### Work required:
Output each line exactly as it appears, skipping any embedded picture.

### Recorded data:
____________________

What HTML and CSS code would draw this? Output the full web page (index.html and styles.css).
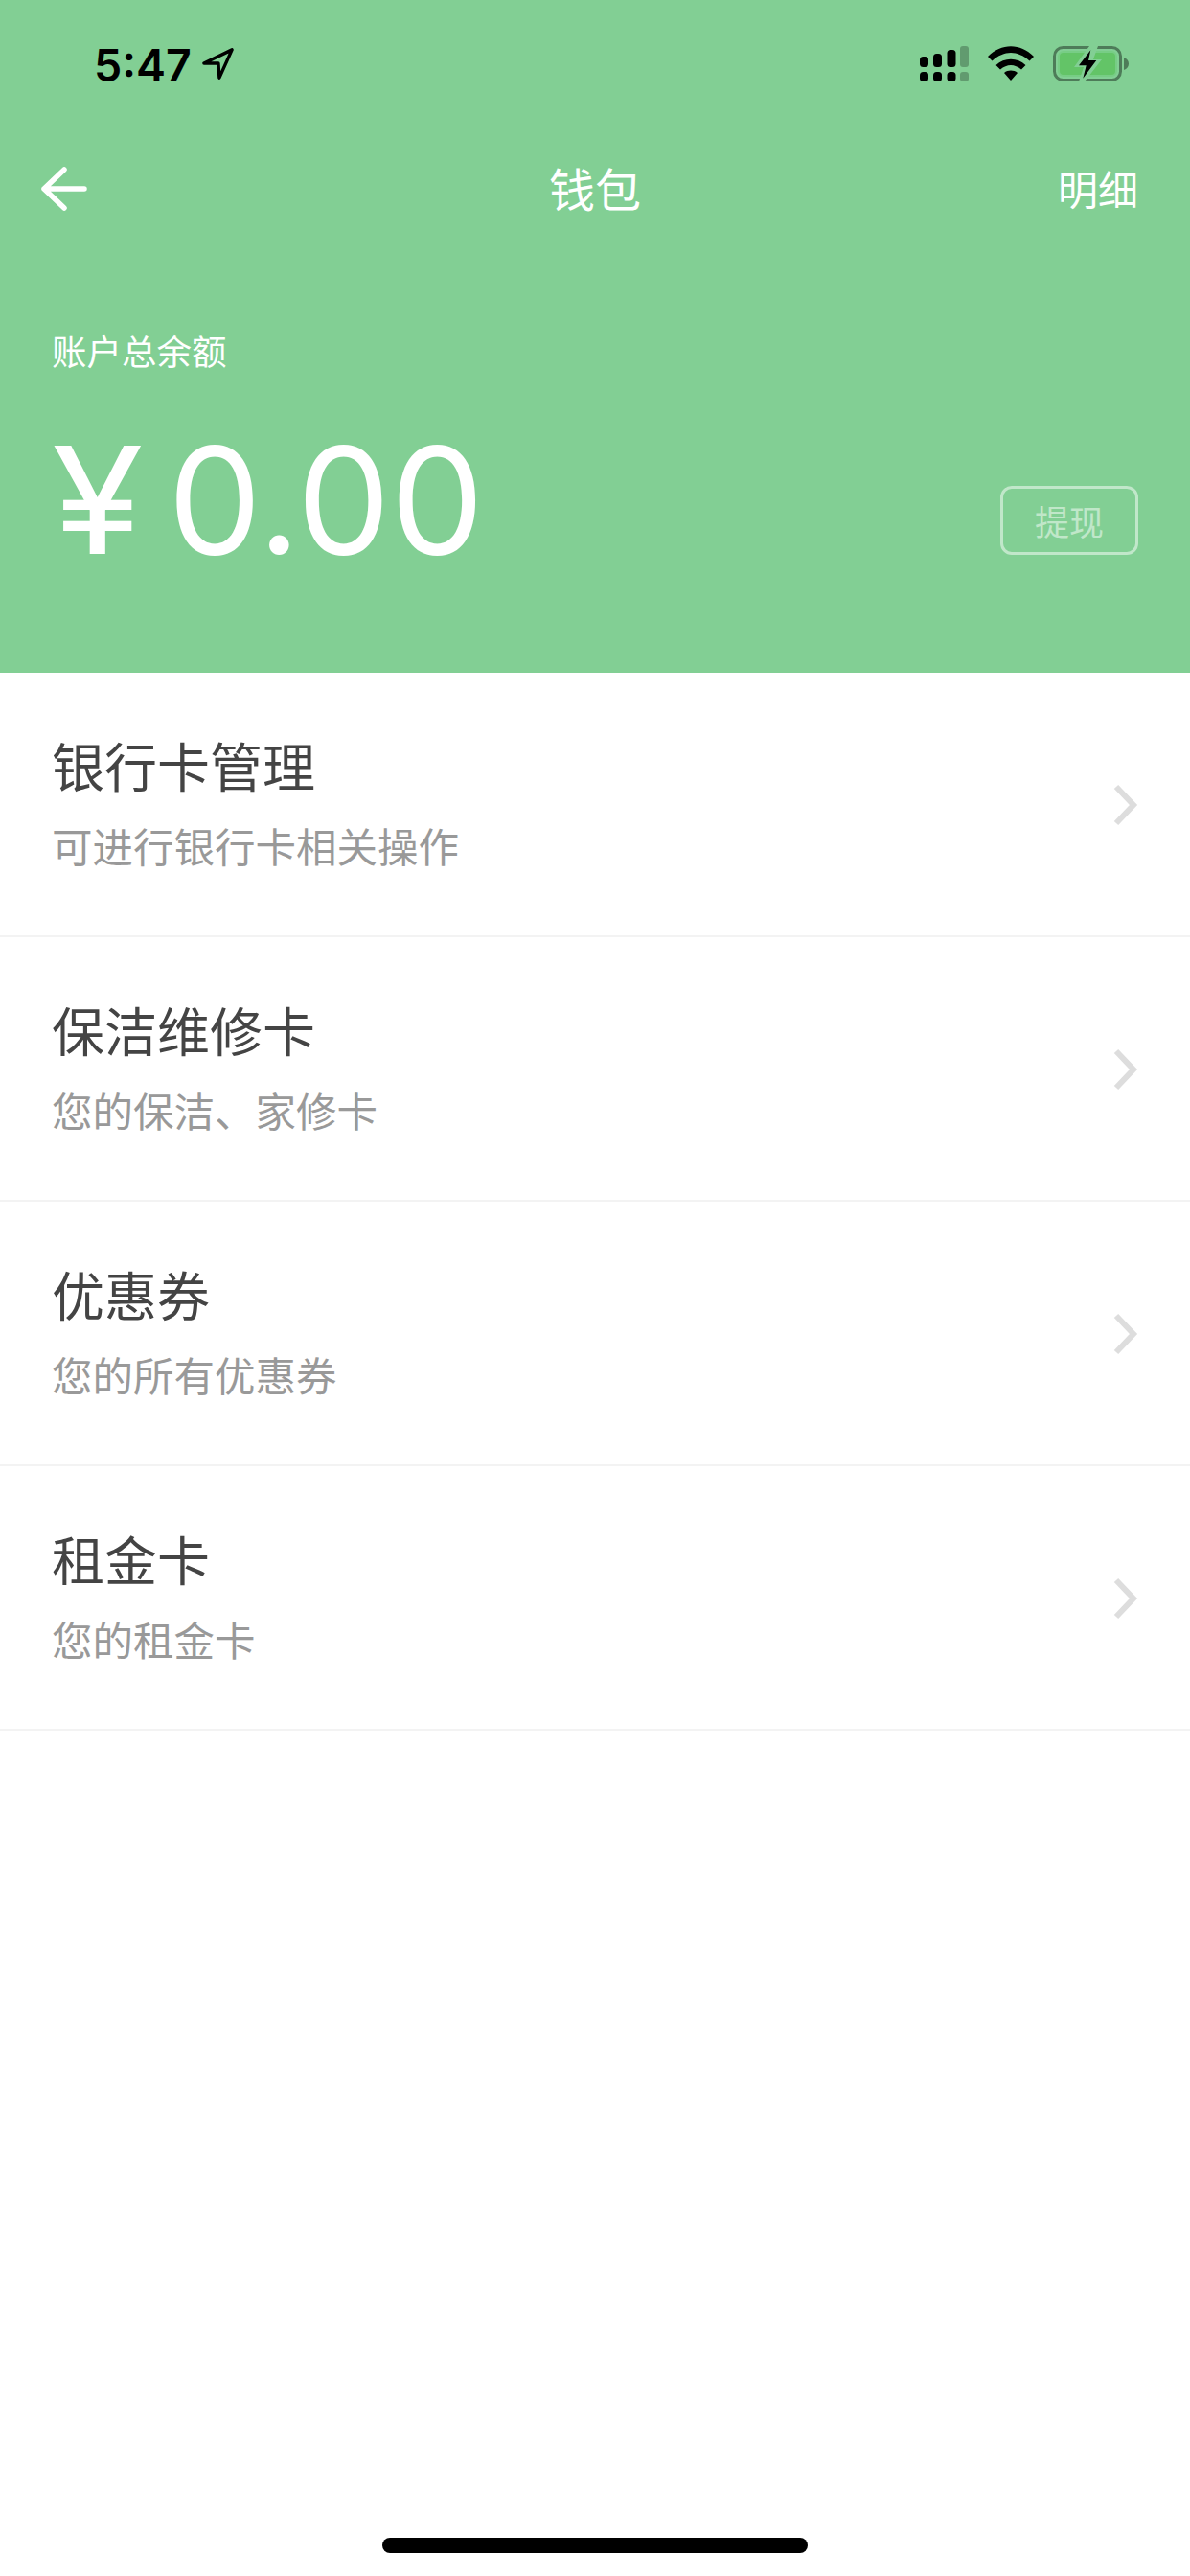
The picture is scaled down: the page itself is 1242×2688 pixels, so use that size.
FILE: index.html
```html
<!DOCTYPE html>
<html lang="zh-CN">
<head>
    <meta charset="UTF-8">
    <meta name="viewport" content="width=device-width, initial-scale=1.0">
    <title>钱包</title>
    <link rel="stylesheet" href="styles.css">
</head>
<body>
    <div id="wallet">
        <div class="header">
            <div class="status-bar">
                <div class="status-time">
                    <span class="clock">5:47</span>
                    <svg class="location" width="33" height="33" viewBox="0 0 35 35">
                        <path d="M2 17 L33 2 L19 33 L18 17 Z" fill="none" stroke="#000" stroke-width="3.600" stroke-linejoin="round"/>
                    </svg>
                </div>
                <div class="status-icons">
                    <svg width="51" height="37" viewBox="0 0 51 37">
                        <rect x="0" y="11" width="9" height="11" rx="3.500"/>
                        <rect x="14" y="8" width="9" height="14" rx="3.500"/>
                        <rect x="28.500" y="4" width="9" height="18" rx="3.500"/>
                        <rect x="42" y="0" width="9" height="22" rx="3" opacity=".25"/>
                        <rect x="0" y="27" width="9" height="10" rx="3.500"/>
                        <rect x="14" y="27" width="9" height="10" rx="3.500"/>
                        <rect x="28.500" y="27" width="9" height="10" rx="3.500"/>
                        <rect x="42" y="27" width="9" height="10" rx="3" opacity=".25"/>
                    </svg>
                    <svg width="48" height="36" viewBox="0 0 48 36">
                        <path d="M0 11 C14 -3.500 34 -3.500 48 11 L43.500 15.500 C31 4 17 4 4.500 15.500 Z"/>
                        <path d="M8.500 20 C17 11.500 31 11.500 39.500 20 L35 24.500 C28 18.500 20 18.500 13 24.500 Z"/>
                        <path d="M17 28 C21 24.800 27 24.800 31 28 L24 36 Z"/>
                    </svg>
                    <svg width="79" height="37" viewBox="0 0 79 37">
                        <rect x="1.500" y="1.500" width="69" height="34" rx="9" fill="none" stroke="#000" stroke-opacity=".4" stroke-width="3"/>
                        <rect x="6" y="6" width="60" height="25" rx="5" fill="#63c467" stroke="#77cd85" stroke-width="2"/>
                        <path d="M74 12 C77 13 79 15.500 79 18.500 C79 21.500 77 24 74 25 Z" fill="#000" fill-opacity=".4"/>
                        <path d="M38 0 L22 22 H32 L27 37 H33 L51 14 H42 L47 0 Z" fill="#82cf94"/>
                        <path d="M39.300 4.300 L27 20.300 H34.700 L31.300 33.700 L45.300 15 H37 Z" fill="#000"/>
                    </svg>
                </div>
            </div>
            <div class="nav-bar">
                <svg class="back" width="48" height="46" viewBox="0 0 48 46">
                    <path d="M24 3 L3 23 L24 43 M3 23 H45" fill="none" stroke="#fff" stroke-width="5.500" stroke-linecap="round" stroke-linejoin="round"/>
                </svg>
                <div class="nav-title">钱包</div>
                <div class="nav-action">明细</div>
            </div>
            <div class="balance-label">账户总余额</div>
            <div class="balance-row">
                <div class="balance-amount"><span class="yen">¥</span>0.00</div>
                <button class="withdraw">提现</button>
            </div>
        </div>

        <div class="menu-row">
            <div class="menu-text">
                <div class="menu-title">银行卡管理</div>
                <div class="menu-sub">可进行银行卡相关操作</div>
            </div>
            <svg class="chevron" width="28" height="46" viewBox="0 0 28 46"><path d="M3 5 L21 24 L3 43" /></svg>
        </div>
        <div class="menu-row">
            <div class="menu-text">
                <div class="menu-title">保洁维修卡</div>
                <div class="menu-sub">您的保洁、家修卡</div>
            </div>
            <svg class="chevron" width="28" height="46" viewBox="0 0 28 46"><path d="M3 5 L21 24 L3 43" /></svg>
        </div>
        <div class="menu-row">
            <div class="menu-text">
                <div class="menu-title">优惠券</div>
                <div class="menu-sub">您的所有优惠券</div>
            </div>
            <svg class="chevron" width="28" height="46" viewBox="0 0 28 46"><path d="M3 5 L21 24 L3 43" /></svg>
        </div>
        <div class="menu-row">
            <div class="menu-text">
                <div class="menu-title">租金卡</div>
                <div class="menu-sub">您的租金卡</div>
            </div>
            <svg class="chevron" width="28" height="46" viewBox="0 0 28 46"><path d="M3 5 L21 24 L3 43" /></svg>
        </div>

        <div class="home-indicator"></div>
    </div>
</body>
</html>
```

FILE: styles.css
```css
body {
    margin: 0;
    background: #fff;
    font-family: Roboto, "Noto Sans CJK SC", sans-serif;
}

#wallet {
    display: flex;
    flex-direction: column;
    height: 2688px;
    overflow: hidden;
}

.header {
    height: 702px;
    box-sizing: border-box;
    background: #82cf94;
    color: #fff;
}

.status-bar {
    display: flex;
    justify-content: space-between;
    align-items: flex-start;
    height: 157px;
    padding: 48px 64px 0 98px;
    box-sizing: border-box;
}

.status-time {
    display: flex;
    align-items: flex-start;
    gap: 11px;
}

.clock {
    font-family: Inter, sans-serif;
    font-size: 46.500px;
    line-height: 40px;
    font-weight: 600;
    color: #000;
}

.location {
    margin-top: 2px;
}

.status-icons {
    display: flex;
    align-items: flex-start;
    gap: 20px;
}

.nav-bar {
    display: grid;
    grid-template-columns: 1fr auto 1fr;
    align-items: center;
    height: 80px;
    padding: 0 54px;
}

.back {
    margin-left: -11px;
}

.nav-title {
    padding-bottom: 5px;
    font-size: 48px;
}

.nav-action {
    padding-bottom: 3px;
    font-size: 42px;
    text-align: right;
}

.balance-label {
    margin: 107px 0 0 54px;
    font-size: 36.500px;
    line-height: 50px;
}

.balance-row {
    display: flex;
    justify-content: space-between;
    align-items: flex-end;
    margin-top: 28px;
    padding: 0 54px;
}

.balance-amount {
    font-family: Inter, sans-serif;
    font-size: 155px;
    line-height: 200px;
    font-weight: 400;
}

.yen {
    display: inline-block;
    margin-right: 36px;
    transform: scaleX(1.12);
    transform-origin: left;
}

.withdraw {
    width: 144px;
    height: 72px;
    margin-bottom: 43px;
    padding: 0;
    border: 3px solid rgba(255, 255, 255, 0.5);
    border-radius: 12px;
    background: none;
    color: rgba(255, 255, 255, 0.5);
    font-family: inherit;
    font-size: 36px;
}

.menu-row {
    display: flex;
    justify-content: space-between;
    align-items: center;
    height: 276px;
    box-sizing: border-box;
    padding: 0 52px 0 54px;
    border-bottom: 2px solid #f3f3f3;
}

.menu-title {
    font-size: 55px;
    line-height: 76px;
    color: #444;
}

.menu-sub {
    margin-top: 17px;
    font-size: 42.500px;
    line-height: 58px;
    color: #999;
}

.chevron path {
    fill: none;
    stroke: #ddd;
    stroke-width: 6;
    stroke-linecap: butt;
    stroke-linejoin: miter;
}

.home-indicator {
    width: 444px;
    height: 16px;
    margin: auto auto 24px;
    border-radius: 8px;
    background: #000;
}
```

____________________

### Answer to this exercise:
What HTML and CSS code would draw this? Output the full web page (index.html and styles.css).
The picture is scaled down: the page itself is 1242×2688 pixels, so use that size.
FILE: index.html
```html
<!DOCTYPE html>
<html lang="zh-CN">
<head>
    <meta charset="UTF-8">
    <meta name="viewport" content="width=device-width, initial-scale=1.0">
    <title>钱包</title>
    <link rel="stylesheet" href="styles.css">
</head>
<body>
    <div id="wallet">
        <div class="header">
            <div class="status-bar">
                <div class="status-time">
                    <span class="clock">5:47</span>
                    <svg class="location" width="33" height="33" viewBox="0 0 35 35">
                        <path d="M2 17 L33 2 L19 33 L18 17 Z" fill="none" stroke="#000" stroke-width="3.600" stroke-linejoin="round"/>
                    </svg>
                </div>
                <div class="status-icons">
                    <svg width="51" height="37" viewBox="0 0 51 37">
                        <rect x="0" y="11" width="9" height="11" rx="3.500"/>
                        <rect x="14" y="8" width="9" height="14" rx="3.500"/>
                        <rect x="28.500" y="4" width="9" height="18" rx="3.500"/>
                        <rect x="42" y="0" width="9" height="22" rx="3" opacity=".25"/>
                        <rect x="0" y="27" width="9" height="10" rx="3.500"/>
                        <rect x="14" y="27" width="9" height="10" rx="3.500"/>
                        <rect x="28.500" y="27" width="9" height="10" rx="3.500"/>
                        <rect x="42" y="27" width="9" height="10" rx="3" opacity=".25"/>
                    </svg>
                    <svg width="48" height="36" viewBox="0 0 48 36">
                        <path d="M0 11 C14 -3.500 34 -3.500 48 11 L43.500 15.500 C31 4 17 4 4.500 15.500 Z"/>
                        <path d="M8.500 20 C17 11.500 31 11.500 39.500 20 L35 24.500 C28 18.500 20 18.500 13 24.500 Z"/>
                        <path d="M17 28 C21 24.800 27 24.800 31 28 L24 36 Z"/>
                    </svg>
                    <svg width="79" height="37" viewBox="0 0 79 37">
                        <rect x="1.500" y="1.500" width="69" height="34" rx="9" fill="none" stroke="#000" stroke-opacity=".4" stroke-width="3"/>
                        <rect x="6" y="6" width="60" height="25" rx="5" fill="#63c467" stroke="#77cd85" stroke-width="2"/>
                        <path d="M74 12 C77 13 79 15.500 79 18.500 C79 21.500 77 24 74 25 Z" fill="#000" fill-opacity=".4"/>
                        <path d="M38 0 L22 22 H32 L27 37 H33 L51 14 H42 L47 0 Z" fill="#82cf94"/>
                        <path d="M39.300 4.300 L27 20.300 H34.700 L31.300 33.700 L45.300 15 H37 Z" fill="#000"/>
                    </svg>
                </div>
            </div>
            <div class="nav-bar">
                <svg class="back" width="48" height="46" viewBox="0 0 48 46">
                    <path d="M24 3 L3 23 L24 43 M3 23 H45" fill="none" stroke="#fff" stroke-width="5.500" stroke-linecap="round" stroke-linejoin="round"/>
                </svg>
                <div class="nav-title">钱包</div>
                <div class="nav-action">明细</div>
            </div>
            <div class="balance-label">账户总余额</div>
            <div class="balance-row">
                <div class="balance-amount"><span class="yen">¥</span>0.00</div>
                <button class="withdraw">提现</button>
            </div>
        </div>

        <div class="menu-row">
            <div class="menu-text">
                <div class="menu-title">银行卡管理</div>
                <div class="menu-sub">可进行银行卡相关操作</div>
            </div>
            <svg class="chevron" width="28" height="46" viewBox="0 0 28 46"><path d="M3 5 L21 24 L3 43" /></svg>
        </div>
        <div class="menu-row">
            <div class="menu-text">
                <div class="menu-title">保洁维修卡</div>
                <div class="menu-sub">您的保洁、家修卡</div>
            </div>
            <svg class="chevron" width="28" height="46" viewBox="0 0 28 46"><path d="M3 5 L21 24 L3 43" /></svg>
        </div>
        <div class="menu-row">
            <div class="menu-text">
                <div class="menu-title">优惠券</div>
                <div class="menu-sub">您的所有优惠券</div>
            </div>
            <svg class="chevron" width="28" height="46" viewBox="0 0 28 46"><path d="M3 5 L21 24 L3 43" /></svg>
        </div>
        <div class="menu-row">
            <div class="menu-text">
                <div class="menu-title">租金卡</div>
                <div class="menu-sub">您的租金卡</div>
            </div>
            <svg class="chevron" width="28" height="46" viewBox="0 0 28 46"><path d="M3 5 L21 24 L3 43" /></svg>
        </div>

        <div class="home-indicator"></div>
    </div>
</body>
</html>
```

FILE: styles.css
```css
body {
    margin: 0;
    background: #fff;
    font-family: Roboto, "Noto Sans CJK SC", sans-serif;
}

#wallet {
    display: flex;
    flex-direction: column;
    height: 2688px;
    overflow: hidden;
}

.header {
    height: 702px;
    box-sizing: border-box;
    background: #82cf94;
    color: #fff;
}

.status-bar {
    display: flex;
    justify-content: space-between;
    align-items: flex-start;
    height: 157px;
    padding: 48px 64px 0 98px;
    box-sizing: border-box;
}

.status-time {
    display: flex;
    align-items: flex-start;
    gap: 11px;
}

.clock {
    font-family: Inter, sans-serif;
    font-size: 46.500px;
    line-height: 40px;
    font-weight: 600;
    color: #000;
}

.location {
    margin-top: 2px;
}

.status-icons {
    display: flex;
    align-items: flex-start;
    gap: 20px;
}

.nav-bar {
    display: grid;
    grid-template-columns: 1fr auto 1fr;
    align-items: center;
    height: 80px;
    padding: 0 54px;
}

.back {
    margin-left: -11px;
}

.nav-title {
    padding-bottom: 5px;
    font-size: 48px;
}

.nav-action {
    padding-bottom: 3px;
    font-size: 42px;
    text-align: right;
}

.balance-label {
    margin: 107px 0 0 54px;
    font-size: 36.500px;
    line-height: 50px;
}

.balance-row {
    display: flex;
    justify-content: space-between;
    align-items: flex-end;
    margin-top: 28px;
    padding: 0 54px;
}

.balance-amount {
    font-family: Inter, sans-serif;
    font-size: 155px;
    line-height: 200px;
    font-weight: 400;
}

.yen {
    display: inline-block;
    margin-right: 36px;
    transform: scaleX(1.12);
    transform-origin: left;
}

.withdraw {
    width: 144px;
    height: 72px;
    margin-bottom: 43px;
    padding: 0;
    border: 3px solid rgba(255, 255, 255, 0.5);
    border-radius: 12px;
    background: none;
    color: rgba(255, 255, 255, 0.5);
    font-family: inherit;
    font-size: 36px;
}

.menu-row {
    display: flex;
    justify-content: space-between;
    align-items: center;
    height: 276px;
    box-sizing: border-box;
    padding: 0 52px 0 54px;
    border-bottom: 2px solid #f3f3f3;
}

.menu-title {
    font-size: 55px;
    line-height: 76px;
    color: #444;
}

.menu-sub {
    margin-top: 17px;
    font-size: 42.500px;
    line-height: 58px;
    color: #999;
}

.chevron path {
    fill: none;
    stroke: #ddd;
    stroke-width: 6;
    stroke-linecap: butt;
    stroke-linejoin: miter;
}

.home-indicator {
    width: 444px;
    height: 16px;
    margin: auto auto 24px;
    border-radius: 8px;
    background: #000;
}
```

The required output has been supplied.